Partendo da Panahi che, nella finzione del racconto scatta una foto nella direzione in cui si presume si trovino gli amanti ma, al di qua della cinepresa in quanto intelletto ordinatore, adotta un campo sufficientemente stretto per non far vedere il soggetto inquadrato – senza contare che nulla gli avrebbe impedito di cancellare la fotografia in seguito –, arrivando poi alla coppia protagonista del film d’ambientazione turca che davvero progettava di fuggire insieme all’estero, No Bears mette a nudo il suo stesso meccanismo diegetico e rappresentativo senza formalismi, invitando a liberarsi dei propri schemi e liberando l’autore stesso dalla sua condizione: di nemico politico, di carcerato, di corpo che deve necessariamente scegliere una delle due dimensioni del suo strumento di lavoro entro cui collocarsi.

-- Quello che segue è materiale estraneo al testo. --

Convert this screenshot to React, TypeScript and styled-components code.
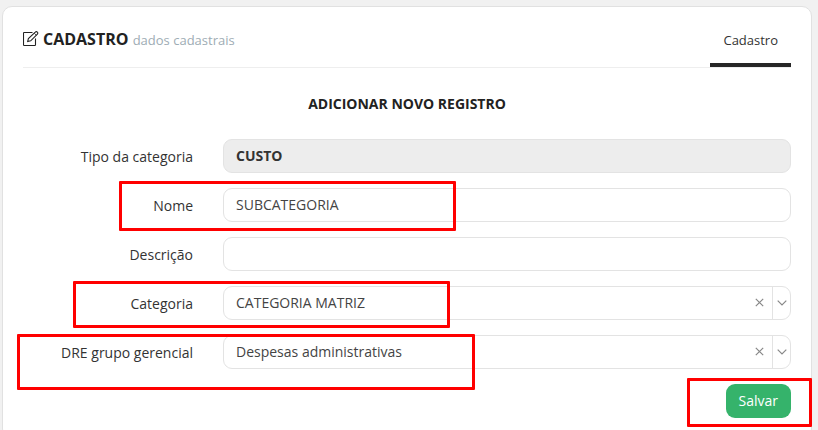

Intimamente politico nel suo isolare completamente la vicenda dalla capitale Teheran e dalla politica che lì si decide, Panahi ci ripropone il suo volto bifronte di demiurgo bonario ma irriducibile nella sua ideologia – lo stesso a cui ci ha abituato dai tempi di Closed Curtain (2013) – che nella cornice di un angolo sperduto dell’Iran – non molto diverso per atmosfera e inquilini da quello visitato in Tre volti (2018) in compagnia di Behnaz Jafari – mette in scena la sua realtà, certo non meno conflittuale della nostra ma dove il ruolo del regista sembra ancora avere un peso: peso che l’Iran di Raisi e Khamenei preferirebbe probabilmente veder sparire del tutto e contro il quale sta mettendo in campo strumenti di repressione inauditi. Ma forse, alla fine, anche questi non potranno poi molto, come quei fantomatici orsi sul sentiero di montagna.